8 Responses to “International Space Station visible from Charlottesville tonight”


  • I seem to recall, some years ago, marvelling at the view of the night sky from the parking deck behind the Old Michie Building. Presumably, up on Carter’s Mountain or Monticello Mountain, you could get a real eyeful, too. But I imagine that the UVa astronomy folks will have some better advice. :)

  • Well, since I’m the sort of astronomer that spends a lot more time looking at a computer screen than looking at the sky, I went and asked Professor Murphy what he thought. According to him, for purposes of seeing the ISS tonight, you probably don’t need to go anywhere special because the station is going to be pretty bright. All you really need to do is to find a spot where you’re not getting street lights shining in your eyes. That’s not to say that there can’t be any street lights around at all, but you want to try to find a spot that’s in the shadows so that you’re not being dazzled. You’ll also want a spot with a reasonably good view to the northwest, since that’s where the station will be rising above the horizon. You don’t need to be able to see all the way down to the horizon, but the lower you can see, the better your chances of picking up the station early along its track.


    As for general stargazing, I started to list some of my favorite sites, when I realized that they were all in other cities; I guess I haven’t gotten around to finding any here yet. It seems like a lot of the places that would make good sites have their access restricted in one way or another. Either they’re private property, or they’re parks that close after dark, and so on. So, I was kind of hoping somebody else would have some good suggestions for places where one can find a reasonably dark sky.


    -rpl

  • Thanks a lot to Professor Murphy! My kids and I saw the passage of the ISS and the Discovery and it was very cool! We really appreciate the tip.

    Kevin Cox

  • I only saw the shuttle. I think. Maybe it was only Alpha. But it was surprisingly dim, at about 9:03, though going in the right direction and at the right speed. Being so dim, I assumed it to be the shuttle, but I was surprised not to see IIS following it. The sky was really bright on First Street; I couldn’t see but maybe two dozen stars. So that may have been IIS. Anyhow, it was totally cool.

    Here’s a question for you, RPL: is it possible to see the shuttle in the daytime? I was once on a mountain bald in North Carolina, on the Appalachian Trail, when I caught sight of an impossibly small, shiny sliver of slight rapidly moving across the sky.
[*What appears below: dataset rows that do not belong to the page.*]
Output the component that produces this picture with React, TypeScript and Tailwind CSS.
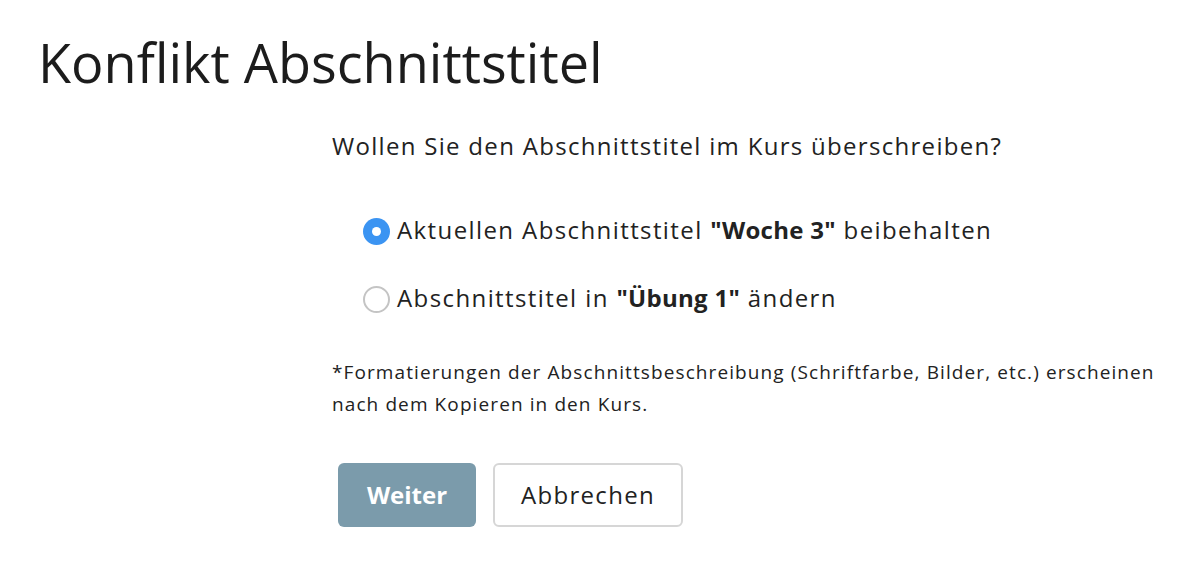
import { useState } from 'react';

const options = [
  { id: 'keep', pre: 'Aktuellen Abschnittstitel ', bold: '"Woche 3"', post: ' beibehalten' },
  { id: 'change', pre: 'Abschnittstitel in ', bold: '"Übung 1"', post: ' ändern' },
];

export default function App() {
  const [choice, setChoice] = useState('keep');

  return (
    <div className="min-h-[577px] w-[1200px] bg-white text-[#222] font-['Open_Sans',sans-serif]">
      <h1 className="pl-[38px] pt-[32px] text-[54px] leading-[60px] font-normal text-[#1c1c1c]">
        Konflikt Abschnittstitel
      </h1>

      <div className="ml-[332px] mt-[39px]">
        <p className="text-[24px] leading-[30px] tracking-[1.3px]">
          Wollen Sie den Abschnittstitel im Kurs überschreiben?
        </p>

        <div className="mt-[54px] ml-[31px] flex flex-col gap-[38px]">
          {options.map((o) => {
            const active = choice === o.id;
            return (
              <label
                key={o.id}
                className="flex items-center gap-[7px] cursor-pointer text-[24px] leading-[30px] tracking-[1.4px]"
              >
                <button
                  type="button"
                  onClick={() => setChoice(o.id)}
                  className={`flex h-[27px] w-[27px] translate-y-[1px] items-center justify-center rounded-full ${
                    active ? 'bg-[#3b94f2]' : 'border-2 border-[#c4c4c4] bg-white'
                  }`}
                >
                  {active && <span className="h-[9px] w-[9px] rounded-full bg-white" />}
                </button>
                <span>
                  {o.pre}
                  <b className="font-bold tracking-[0.3px]">{o.bold}</b>
                  {o.post}
                </span>
              </label>
            );
          })}
        </div>

        <p className="mt-[43px] w-[850px] text-[19px] leading-[32px] tracking-[1.1px]">
          *Formatierungen der Abschnittsbeschreibung (Schriftfarbe, Bilder, etc.) erscheinen nach dem Kopieren in den Kurs.
        </p>

        <div className="mt-[43px] ml-[6px] flex gap-[17px]">
          <button className="h-[64px] w-[138px] rounded-[6px] bg-[#7b9bab] text-[24px] font-bold text-white">
            Weiter
          </button>
          <button className="h-[64px] w-[190px] rounded-[6px] border-2 border-[#d6d6d6] bg-white text-[24px] tracking-[1.3px] text-[#222]">
            Abbrechen
          </button>
        </div>
      </div>
    </div>
  );
}
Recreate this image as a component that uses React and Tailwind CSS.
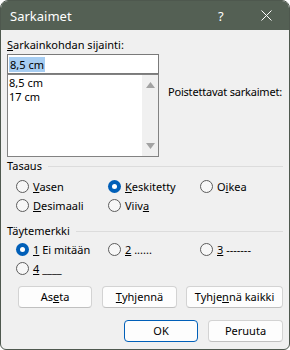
import React from 'react'

function Radio({ checked }) {
    return checked ? (
        <span className="w-[13px] h-[13px] rounded-full bg-[#005fb8] flex items-center justify-center shrink-0">
            <span className="w-[5px] h-[5px] rounded-full bg-white" />
        </span>
    ) : (
        <span className="w-[13px] h-[13px] rounded-full border border-[#5c5c5c] bg-[#f7f7f7] shrink-0" />
    )
}

function Option({ checked, children, className = '' }) {
    return (
        <div className={`flex items-center gap-[4px] h-[19px] ${className}`}>
            <Radio checked={checked} />
            <span className="leading-[16px] whitespace-pre">{children}</span>
        </div>
    )
}

function Section({ title }) {
    return (
        <div className="flex items-center h-[16px]">
            <span className="leading-[16px]">{title}</span>
            <span className="flex-1 h-px bg-[#dcdcdc] ml-[6px]" />
        </div>
    )
}

function Button({ children, className = '', primary }) {
    return (
        <div className={`h-[22px] flex items-center justify-center rounded-[4px] bg-[#fdfdfd] border ${primary ? 'border-[#005fb8]' : 'border-[#d3d3d3] border-b-[#c0c0c0]'} ${className}`}>
            {children}
        </div>
    )
}

export default function App() {
    return (
        <div className="w-[290px] h-[350px] bg-[#f0f0f0] rounded-t-[8px] rounded-b-[6px] border border-[#4e584e] overflow-hidden flex flex-col font-['Segoe_UI','Noto_Sans',sans-serif] text-[11px] text-black">
            <div className="h-[29px] bg-[#546054] flex items-center text-white shrink-0">
                <span className="pl-[9px] flex-1 leading-[16px] text-[13px]">Sarkaimet</span>
                <span className="w-[10px] leading-[16px] text-[13px] mr-[33px]">?</span>
                <svg width="11" height="11" viewBox="0 0 11 11" className="mr-[17px]">
                    <path d="M0.5 0.5 L10.5 10.5 M10.5 0.5 L0.5 10.5" stroke="#ffffff" strokeWidth="1" />
                </svg>
            </div>
            <div className="flex flex-col px-[6px]">
                <div className="mt-[7px] leading-[16px]"><u>S</u>arkainkohdan sijainti:</div>
                <div className="flex items-start mt-[1px]">
                    <div className="flex flex-col w-[152px] shrink-0">
                        <div className="h-[20px] border border-[#7a7a7a] bg-white flex items-center px-[1px]">
                            <span className="bg-[#a6cdf2] leading-[15px] px-[1px]">8,5 cm</span>
                        </div>
                        <div className="h-[83px] border border-[#828282] bg-white flex">
                            <div className="flex-1 pl-[1px] pt-[1px] leading-[14px]">
                                <div>8,5 cm</div>
                                <div>17 cm</div>
                            </div>
                            <div className="w-[16px] bg-[#f0f0f0] flex flex-col items-center justify-between py-[7px]">
                                <svg width="9" height="6" viewBox="0 0 9 6"><path d="M4.5 0 L9 6 L0 6 Z" fill="#a3a3a3" /></svg>
                                <svg width="9" height="6" viewBox="0 0 9 6"><path d="M0 0 L9 0 L4.5 6 Z" fill="#a3a3a3" /></svg>
                            </div>
                        </div>
                    </div>
                    <div className="ml-[9px] mt-[30px] leading-[16px] whitespace-nowrap tracking-[-0.2px]">Poistettavat sarkaimet:</div>
                </div>
                <div className="mt-[1px]">
                    <Section title="Tasaus" />
                </div>
                <div className="grid grid-cols-[92px_92px_1fr] pl-[9px] mt-[3px]">
                    <Option><u>V</u>asen</Option>
                    <Option checked><u>K</u>eskitetty</Option>
                    <Option>O<u>i</u>kea</Option>
                    <Option><u>D</u>esimaali</Option>
                    <Option>Viiv<u>a</u></Option>
                </div>
                <div className="mt-[8px]">
                    <Section title="Täytemerkki" />
                </div>
                <div className="grid grid-cols-[92px_92px_1fr] pl-[9px] mt-[1px]">
                    <Option checked><u>1</u> Ei mitään</Option>
                    <Option><u>2</u> ......</Option>
                    <Option><u>3</u> -------</Option>
                    <Option><u>4</u> ____</Option>
                </div>
                <div className="flex mt-[8px] pl-[11px]">
                    <Button className="w-[74px]">As<u>e</u>ta</Button>
                    <Button className="w-[75px] ml-[10px]"><u>T</u>yhjennä</Button>
                    <Button className="w-[97px] ml-[9px]">Tyhje<u>n</u>nä kaikki</Button>
                </div>
                <div className="flex justify-end gap-[10px] mt-[12px]">
                    <Button primary className="w-[74px]">OK</Button>
                    <Button className="w-[75px]">Peruuta</Button>
                </div>
            </div>
        </div>
    )
}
It went from horizon to horizon in about 5 minutes, and my two companions spotted it (with some difficulty) as well. When we got the next town, we found that the shuttle had launched that very day. Was that just a very, very high airplane, or could we have been seeing the shuttle in that impossibly-blue, entirely-clear mountain sky?

  • I was able to see both from the parking lot behind my apartment building on McIntire Rd. They were following the same track, separated by about 15 degrees on the sky. They rose in the northwest, as advertised, and eventually passed almost exactly through the zenith (meaning that their ground track passed almost directly over Charlottesville).


    Where in the sky did you first catch sight of it; was it low in the northern sky, or nearly overhead? If it was nearly overhead, then it’s possible that you missed the shuttle (since it was in the lead). The dimness might have been due to haze or thin clouds, or you may have caught it as it was getting farther away, and thus appearing dimmer.


    Regarding your other question, I’m not entirely certain, but I think you probably can’t see the shuttle in orbit during the daytime. For one thing, at its brightest it’s about as bright as the brightest stars, and nowhere near as bright as Venus, none of which can be seen in full daylight. Second, it’s going to be a lot less bright during the day because it will be illuminated entirely by earthshine, since the side illuminated by the sun will facing away from you (by contrast, in last night’s viewing we were looking at the sun-illuminated side). So, if I had to guess, I’d say it was probably an airplane.


    -rpl

  • As a postscript, why is it that my posts come up as anonymous even though I’m logged in when I post them?

    -rpl

  • You know, I was going to ask you about that. I think we may have found a bug. :) Try logging out and back in again, and see if that doesn’t fix it. I’ll poke around at the code, too.

  • Where in the sky did you first catch sight of it; was it low in the northern sky, or nearly overhead? If it was nearly overhead, then it’s possible that you missed the shuttle (since it was in the lead). The dimness might have been due to haze or thin clouds, or you may have caught it as it was getting farther away, and thus appearing dimmer.

    Yeah, I caught it overhead, so that makes sense. Walking back to my apartment at 2:30am (the coal tower incident kept me out late), I was surprised at the number of stars that I could see compared to at 9pm. A few people going to bed really darkens things up!